* SSEC -1.1 pct, CSI300 -1.2 pct, HSI -0.1 pct
* Vanke downgrade, regulatory fears weigh on property stocks
* Banks rattled by bad debt worries, clampdown on riskier lending
* Investors brace for bad loan and earnings reports from banks
* HK->Shanghai Connect daily quota used 2 pct, Shanghai->HK daily quota used 6.8 pct
BEIJING, Aug 25 (Reuters) - China stocks looked set for their worst day in a month on Thursday as investors dumped property shares and banks came under pressure ahead of earnings reports and a crackdown on riskier lending practices in the financial sector.
The CSI300 index, which tracks the largest listed companies trading in Shanghai and Shenzhen, fell 1.2 percent to 3,290.53 points by early afternoon.
The Shanghai Composite Index lost 1.1 percent to 3,051.28. Both indexes were poised for their biggest one-day percent drop since July 27.
The property sector was among the top losers, slumping 3 percent to its lowest since Aug.12.
The subindex looked set for its fifth straight day of losses after rating agency S&P cuts the outlook on leading developer China Vanke to “negative” on financial concerns. Vanke plunged 4 percent.

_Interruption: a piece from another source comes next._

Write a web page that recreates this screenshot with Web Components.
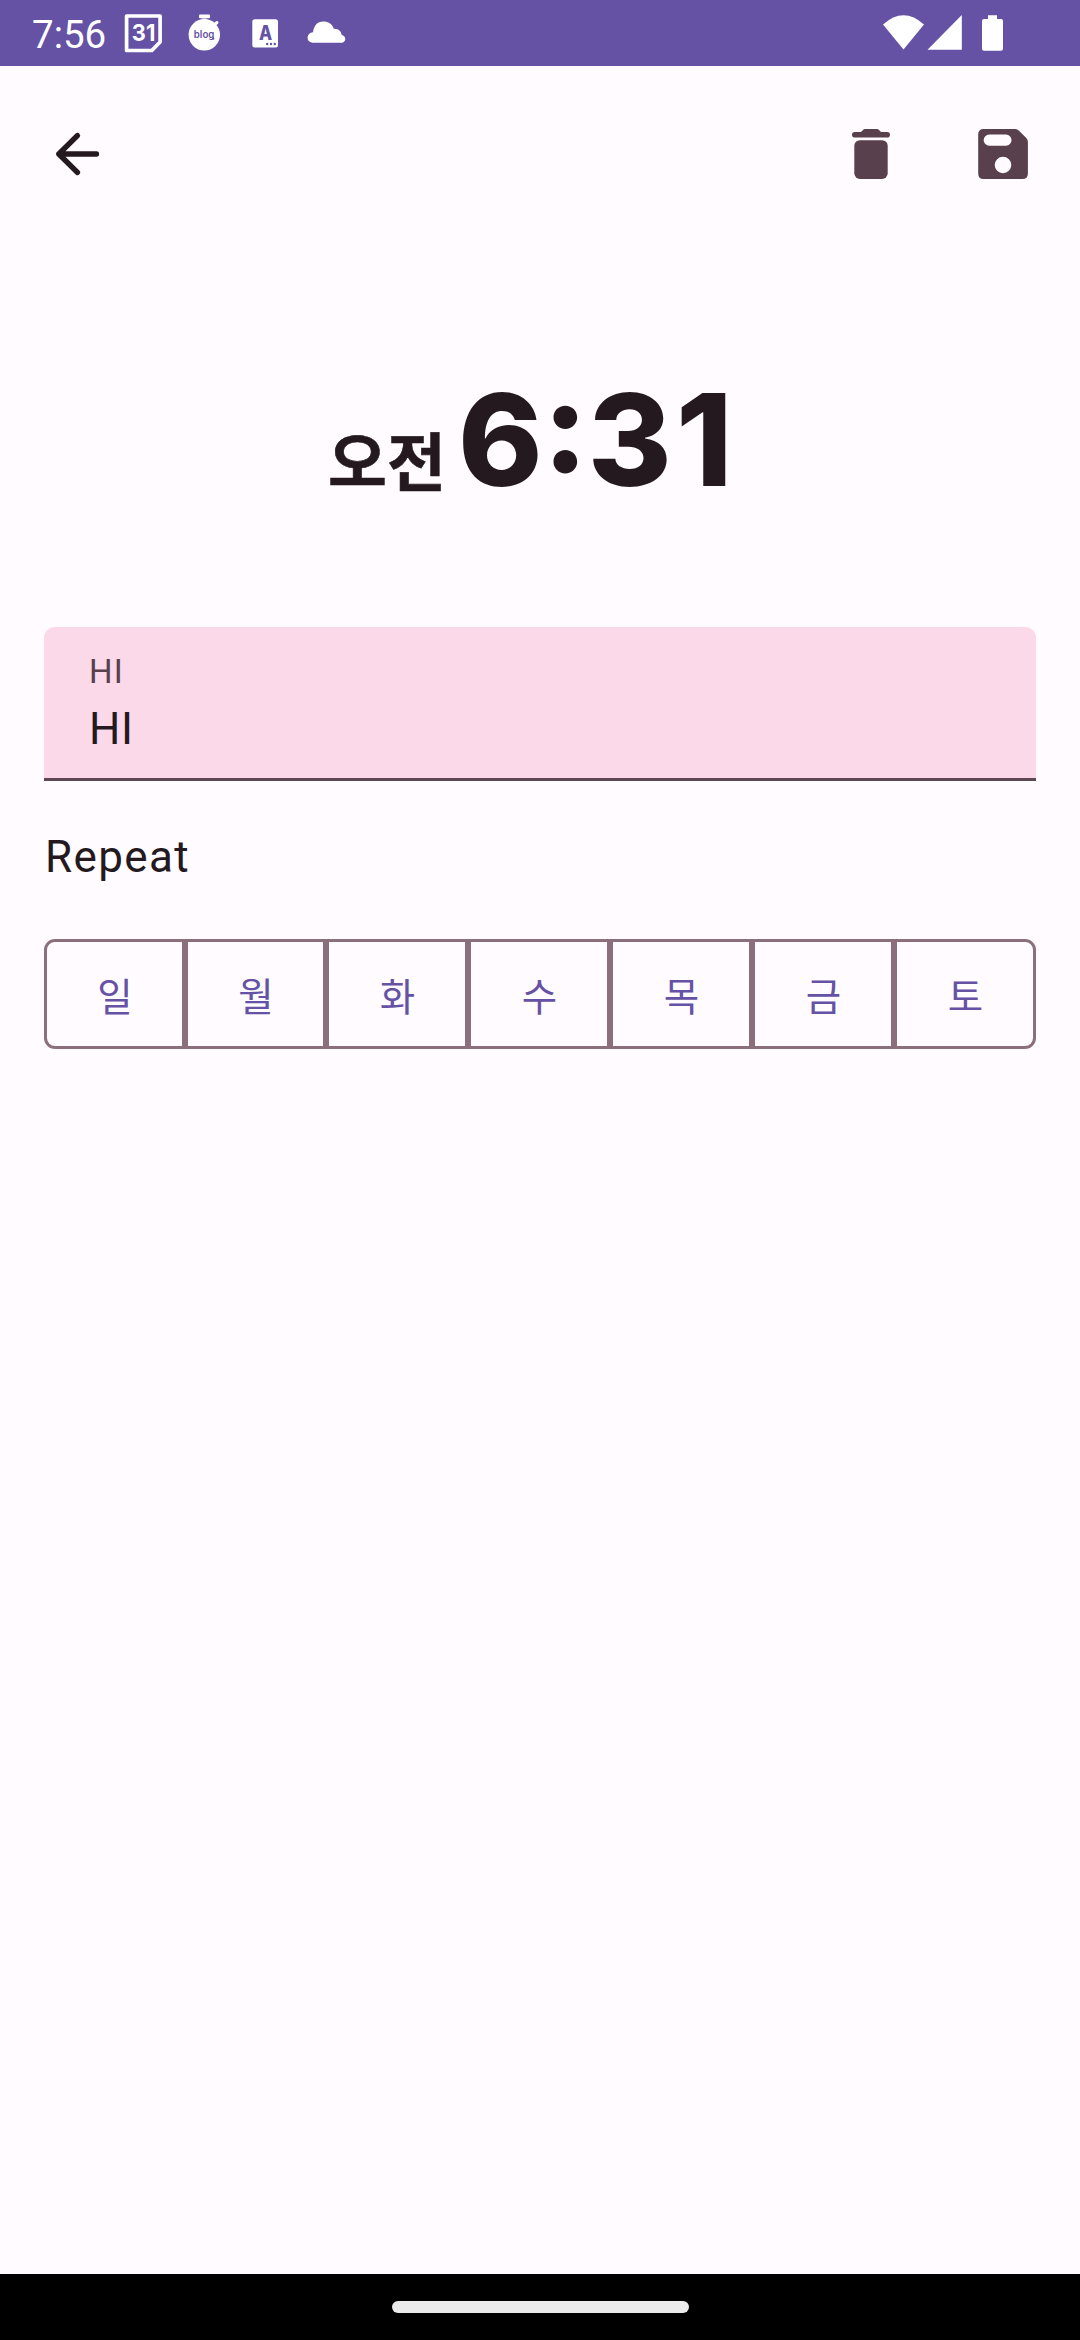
<!DOCTYPE html>
<html lang="ko">
<head>
<meta charset="utf-8">
<title>Alarm</title>
<style>
html,body{margin:0;padding:0;height:100%;background:#fffbff}
body{font-family:Roboto,"Noto Sans CJK KR",sans-serif}
</style>
</head>
<body>
<alarm-screen></alarm-screen>
<script>
const define=(name,html)=>customElements.define(name,class extends HTMLElement{
  constructor(){super();this.attachShadow({mode:'open'}).innerHTML=html;}
});

define('status-bar',`<style>
:host{display:flex;height:66px;background:#6552a5;color:#fff;justify-content:space-between}
div{display:flex}
.time{font:400 38.5px/66px Roboto,sans-serif;padding:2px 0 0 32px;width:88px;height:64px;box-sizing:content-box;white-space:nowrap}
svg{display:block;fill:#fff}
</style>
<div><span class="time">7:56</span>
<svg width="240" height="66" viewBox="120 0 240 66">
<path d="M126.600 16H160.100V42L151.800 50.500H126.600Z" fill="none" stroke="#fff" stroke-width="3.700" stroke-linejoin="round"/>
<text x="143.600" y="41.200" text-anchor="middle" font-family="Inter" font-weight="700" font-size="23.500" textLength="23.500" lengthAdjust="spacingAndGlyphs">31</text>
<circle cx="204.3" cy="34.8" r="15.7"/><rect x="199" y="14.5" width="11" height="3.7" rx="1"/><path d="M202 18H206.500V21H202Z" opacity=".45"/><path d="M214 25L217 22.500" stroke="#fff" stroke-width="3" stroke-linecap="round"/>
<text x="204.100" y="37.900" text-anchor="middle" font-family="Inter" font-weight="600" font-size="9.800" fill="#6552a5" textLength="20.500" lengthAdjust="spacingAndGlyphs">blog</text>
<circle cx="213.300" cy="38.600" r="1.100" fill="#6552a5"/>
<rect x="252.300" y="19.200" width="25.700" height="28.300" rx="2.500"/>
<text x="265.500" y="40.200" text-anchor="middle" font-family="Inter" font-weight="800" font-size="19.500" fill="#6552a5" textLength="13.200" lengthAdjust="spacingAndGlyphs">A</text>
<g fill="#6552a5"><circle cx="267.200" cy="44" r="1.200"/><circle cx="271" cy="44" r="1.200"/><circle cx="274.800" cy="44" r="1.200"/></g>
<path d="M312.500 42.700C305.500 42.300 306.200 32.500 313 32.300C314 25.500 317.500 21.600 323 21.600C328.500 21.600 332 24 333.800 28.700C338.500 28.500 341.500 31.500 341.700 35.100C346.500 36 346.500 42.300 342 42.700Z"/>
</svg></div>
<svg width="220" height="66" viewBox="860 0 220 66">
<path d="M883 24.500Q903.500 6 924 24.500L903.500 49.500Z"/><path d="M927.500 49.700L961.800 15V49.700Z"/>
<path d="M988 15.300H997V19H1001Q1003 19 1003 21V48.700Q1003 50.700 1001 50.700H984Q982 50.700 982 48.700V21Q982 19 984 19H988Z"/>
</svg>`);

define('app-bar',`<style>
:host{display:flex;height:176px;box-sizing:border-box;padding:55px 44px 0 44px;justify-content:space-between;align-items:flex-start}
svg{display:block}
</style>
<svg width="66" height="66" viewBox="44 121 66 66" fill="none" stroke="#24191e" stroke-width="5.300" stroke-linecap="round" stroke-linejoin="round"><path d="M96.500 154H58.800M77.500 135.500L58.800 154L77.500 172.500"/></svg>
<svg width="196" height="66" viewBox="840 121 196 66" fill="#58404c">
<path d="M854.800 131.900H861L863 129.900Q863.800 129.100 865 129.100H877Q878.200 129.100 879 129.900L881 131.900H887.200A2.750 2.750 0 0 1 887.200 137.500H854.800A2.750 2.750 0 0 1 854.800 131.900Z"/>
<rect x="854.300" y="140.200" width="33.400" height="38.700" rx="5.600"/>
<path fill-rule="evenodd" d="M983.700 129.100H1015Q1017.300 129.100 1019 130.800L1026.300 138.100Q1027.900 139.700 1027.900 142V173.400Q1027.900 178.900 1022.400 178.900H983.700Q978.200 178.900 978.200 173.400V134.600Q978.200 129.100 983.700 129.100ZM989.200 134.600A5.550 5.550 0 0 0 989.200 145.700H1006A5.550 5.550 0 0 0 1006 134.600ZM1003 156.700A8.300 8.300 0 1 0 1003 173.300A8.300 8.300 0 1 0 1003 156.700Z"/>
</svg>`);

define('time-display',`<style>
:host{display:flex;height:385px;box-sizing:border-box;padding:123px 0 0 328px;align-items:baseline;color:#24191e;white-space:nowrap}
.ampm{font:700 64px/150px "Noto Sans CJK KR",sans-serif;width:130px;-webkit-text-stroke:.6px #24191e}
.clock{font:800 128px/150px Inter,sans-serif}
::slotted(.tens){letter-spacing:4.200px}
</style><span class="ampm"><slot name="period"></slot></span><span class="clock"><slot></slot></span>`);

define('filled-field',`<style>
:host{display:flex;flex-direction:column;height:154px;box-sizing:border-box;margin:0 44px;padding:23px 44px 0 45px;background:#fbd9e9;border-bottom:3px solid #5f4653;border-radius:11px 11px 0 0/11px 11px 0 0}
.label{font:400 33px/44px Roboto,sans-serif;letter-spacing:1.100px;color:#58404c;margin-bottom:2px}
.value{font:400 44px/66px Roboto,sans-serif;letter-spacing:.5px;color:#24191e}
</style><span class="label"><slot name="label"></slot></span><span class="value"><slot></slot></span>`);

define('section-title',`<style>
:host{display:block;box-sizing:border-box;margin:0 44px;padding:43px 0 0 1px;height:158px;font:400 44px/66px Roboto,sans-serif;letter-spacing:1.375px;color:#24191e}
</style><slot></slot>`);

define('day-row',`<style>
:host{display:flex;margin:0 44px;height:110px}
::slotted(day-button){flex:0 0 142px}
::slotted(day-button:nth-child(-n+2)){flex-basis:141px}
::slotted(day-button:first-child){border-radius:11px 0 0 11px}
::slotted(day-button:last-child){border-radius:0 11px 11px 0}
</style><slot></slot>`);

define('day-button',`<style>
:host{display:flex;box-sizing:border-box;border:3px solid #8b6f7b;padding-left:1px;align-items:center;justify-content:center;color:#6552a5;font:400 38.5px/55px "Noto Sans CJK KR",sans-serif}
</style><slot></slot>`);

define('nav-bar',`<style>
:host{display:flex;height:66px;background:#000;justify-content:center;box-sizing:border-box;padding-top:27px}
i{display:block;width:297px;height:11.600px;border-radius:6px;background:#ebebeb}
</style><i></i>`);

define('alarm-screen',`<style>
:host{display:flex;flex-direction:column;width:1080px;height:2340px;background:#fffbff}
main{flex:1}
</style>
<status-bar></status-bar><main><app-bar></app-bar>
<time-display><span slot="period">오전</span><span>6:</span><span class="tens">3</span><span>1</span></time-display>
<filled-field><span slot="label">HI</span>HI</filled-field>
<section-title>Repeat</section-title>
<day-row><day-button>일</day-button><day-button>월</day-button><day-button>화</day-button><day-button>수</day-button><day-button>목</day-button><day-button>금</day-button><day-button>토</day-button></day-row></main>
<nav-bar></nav-bar>`);
</script>
</body>
</html>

Fears that more local governments may impose measures to cool rising home prices also weighed on developers’ shares. But Joe Qiao, a Shanghai-based analyst at Xiangcai Securities, said the sell-off did not reflect the fundamentals.
“The whole sector had surged more than 20 percent at one point this month, and falls in share prices this morning were purely a result of investors’ trading strategy as they want to lock in profits,” Qiao said.
Financials were also under pressure, with the subindex down 0.6 percent on jitters ahead of big bank’s earnings reports on Thursday and Friday which are expected to show a further increase in bad loans, which may lead to fresh capital raising and possibly even a government bailout.
China took aggressive steps on Wednesday to head off signs of growing risks in its financial and banking system, unveiling detailed rules to curb an unruly peer-to-peer (P2P) online lending sector and stepping into money markets in an apparent bid to curb an over-reliance on short-term borrowing.
Some traders believe more smaller banks are using shorter-term funding to speculate in the bond market as they hunt for higher yields.
Shares of major China banks listed in Hong Kong, however, edged higher on views that the crackdown on online P2P lending firms would result in more business for commercial banks.
“Those small online lenders have eaten up a lot of market shares from big banks, and now some borrowers will go back to big banks,” said Sam Chi Yung, senior strategist at South China Financial Holdings in Hong Kong.
“But mainland giant banks are no longer in their fast expanding period.”
The Hang Seng index dropped 0.1 percent to 22,808.09 points. The Hong Kong China Enterprises Index gained 0.1 percent to 9,515.36.